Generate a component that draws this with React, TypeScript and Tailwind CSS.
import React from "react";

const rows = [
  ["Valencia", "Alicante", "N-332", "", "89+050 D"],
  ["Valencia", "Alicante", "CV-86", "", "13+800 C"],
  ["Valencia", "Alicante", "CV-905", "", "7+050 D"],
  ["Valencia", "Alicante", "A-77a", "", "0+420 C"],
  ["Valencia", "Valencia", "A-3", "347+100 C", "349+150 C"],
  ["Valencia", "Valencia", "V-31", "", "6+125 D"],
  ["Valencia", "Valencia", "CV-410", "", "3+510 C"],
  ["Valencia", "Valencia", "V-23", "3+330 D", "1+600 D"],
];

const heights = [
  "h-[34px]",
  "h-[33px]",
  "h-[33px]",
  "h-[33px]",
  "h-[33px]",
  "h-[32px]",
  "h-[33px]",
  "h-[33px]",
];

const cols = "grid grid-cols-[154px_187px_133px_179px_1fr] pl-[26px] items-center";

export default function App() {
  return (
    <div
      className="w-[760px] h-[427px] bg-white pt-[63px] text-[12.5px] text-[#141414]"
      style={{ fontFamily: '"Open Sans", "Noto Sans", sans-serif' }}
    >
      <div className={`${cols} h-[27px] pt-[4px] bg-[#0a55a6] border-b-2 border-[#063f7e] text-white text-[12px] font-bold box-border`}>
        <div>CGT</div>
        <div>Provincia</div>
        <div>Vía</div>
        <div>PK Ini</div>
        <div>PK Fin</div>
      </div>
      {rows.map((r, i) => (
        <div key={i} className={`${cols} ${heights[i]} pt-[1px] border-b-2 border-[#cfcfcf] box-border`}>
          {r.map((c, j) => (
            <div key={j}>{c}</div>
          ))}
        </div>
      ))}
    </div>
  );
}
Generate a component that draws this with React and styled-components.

::::

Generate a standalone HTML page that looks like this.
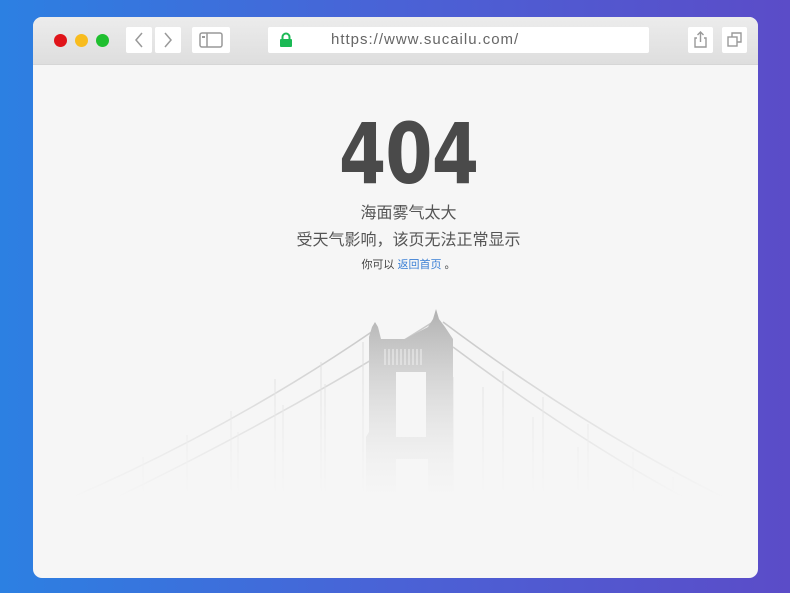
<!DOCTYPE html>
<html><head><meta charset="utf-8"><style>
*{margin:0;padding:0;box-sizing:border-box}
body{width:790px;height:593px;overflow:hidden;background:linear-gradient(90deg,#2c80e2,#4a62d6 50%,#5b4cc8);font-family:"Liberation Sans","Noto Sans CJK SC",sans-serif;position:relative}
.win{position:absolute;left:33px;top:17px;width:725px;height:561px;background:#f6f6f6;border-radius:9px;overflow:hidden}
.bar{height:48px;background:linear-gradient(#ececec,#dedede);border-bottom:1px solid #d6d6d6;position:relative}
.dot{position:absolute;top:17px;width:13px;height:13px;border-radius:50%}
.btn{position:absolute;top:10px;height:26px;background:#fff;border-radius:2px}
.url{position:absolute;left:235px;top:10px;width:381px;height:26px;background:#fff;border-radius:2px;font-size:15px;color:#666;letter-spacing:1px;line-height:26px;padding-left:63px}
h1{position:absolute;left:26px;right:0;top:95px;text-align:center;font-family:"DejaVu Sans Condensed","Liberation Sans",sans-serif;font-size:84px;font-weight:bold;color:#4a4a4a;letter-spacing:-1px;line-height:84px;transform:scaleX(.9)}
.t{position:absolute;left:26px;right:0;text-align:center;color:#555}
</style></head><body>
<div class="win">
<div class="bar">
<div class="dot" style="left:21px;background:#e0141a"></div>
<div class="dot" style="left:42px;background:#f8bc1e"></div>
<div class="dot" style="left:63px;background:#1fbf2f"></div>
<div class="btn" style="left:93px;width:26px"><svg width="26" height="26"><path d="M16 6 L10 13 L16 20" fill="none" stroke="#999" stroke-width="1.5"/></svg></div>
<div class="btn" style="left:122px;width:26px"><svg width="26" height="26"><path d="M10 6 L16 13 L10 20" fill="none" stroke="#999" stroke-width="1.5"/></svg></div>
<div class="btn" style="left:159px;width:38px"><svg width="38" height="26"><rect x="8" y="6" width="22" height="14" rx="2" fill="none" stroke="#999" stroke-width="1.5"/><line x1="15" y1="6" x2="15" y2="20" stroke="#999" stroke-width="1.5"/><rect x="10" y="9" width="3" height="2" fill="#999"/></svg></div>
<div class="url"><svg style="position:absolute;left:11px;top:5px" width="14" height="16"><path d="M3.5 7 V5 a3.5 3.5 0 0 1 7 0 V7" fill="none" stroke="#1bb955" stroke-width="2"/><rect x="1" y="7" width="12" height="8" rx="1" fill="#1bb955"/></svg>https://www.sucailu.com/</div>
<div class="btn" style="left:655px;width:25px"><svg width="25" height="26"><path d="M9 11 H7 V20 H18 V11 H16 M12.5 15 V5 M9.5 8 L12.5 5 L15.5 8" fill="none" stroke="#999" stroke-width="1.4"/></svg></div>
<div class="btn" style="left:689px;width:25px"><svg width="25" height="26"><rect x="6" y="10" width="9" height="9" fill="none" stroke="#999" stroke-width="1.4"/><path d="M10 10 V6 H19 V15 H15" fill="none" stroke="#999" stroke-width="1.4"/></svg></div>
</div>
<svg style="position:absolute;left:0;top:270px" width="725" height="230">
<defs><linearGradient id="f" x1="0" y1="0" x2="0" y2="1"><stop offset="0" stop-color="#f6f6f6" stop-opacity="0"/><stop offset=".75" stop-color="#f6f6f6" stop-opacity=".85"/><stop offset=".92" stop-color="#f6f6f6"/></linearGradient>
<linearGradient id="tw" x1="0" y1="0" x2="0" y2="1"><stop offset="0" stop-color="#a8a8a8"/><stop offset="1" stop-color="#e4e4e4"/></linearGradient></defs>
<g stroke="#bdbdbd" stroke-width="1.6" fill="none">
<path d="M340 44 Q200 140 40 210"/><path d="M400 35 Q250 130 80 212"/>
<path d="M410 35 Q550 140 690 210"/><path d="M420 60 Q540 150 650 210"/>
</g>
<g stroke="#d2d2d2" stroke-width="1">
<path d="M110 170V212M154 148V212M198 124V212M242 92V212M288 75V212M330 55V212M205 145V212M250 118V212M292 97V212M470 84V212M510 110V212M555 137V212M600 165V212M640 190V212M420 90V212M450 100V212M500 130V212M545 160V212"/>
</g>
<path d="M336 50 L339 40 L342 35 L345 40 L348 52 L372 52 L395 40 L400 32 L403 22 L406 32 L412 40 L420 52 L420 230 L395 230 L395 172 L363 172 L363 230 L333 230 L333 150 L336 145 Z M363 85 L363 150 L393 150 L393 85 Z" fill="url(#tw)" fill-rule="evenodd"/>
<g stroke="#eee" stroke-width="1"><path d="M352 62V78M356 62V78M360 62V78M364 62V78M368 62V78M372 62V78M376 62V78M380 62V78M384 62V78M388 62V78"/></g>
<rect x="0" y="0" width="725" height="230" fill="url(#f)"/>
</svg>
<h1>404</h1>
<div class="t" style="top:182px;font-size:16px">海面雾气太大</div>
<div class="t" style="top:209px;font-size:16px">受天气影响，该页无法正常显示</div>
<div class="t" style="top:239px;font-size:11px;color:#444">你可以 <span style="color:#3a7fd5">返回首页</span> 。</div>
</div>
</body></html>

::::

GIVEN INSTRUCTION:
Show every line of the listing in which the string "draws" can be found.

SOLUTION FOR THIS TASK:
Generate a component that draws this with React, TypeScript and Tailwind CSS.
Generate a component that draws this with React and styled-components.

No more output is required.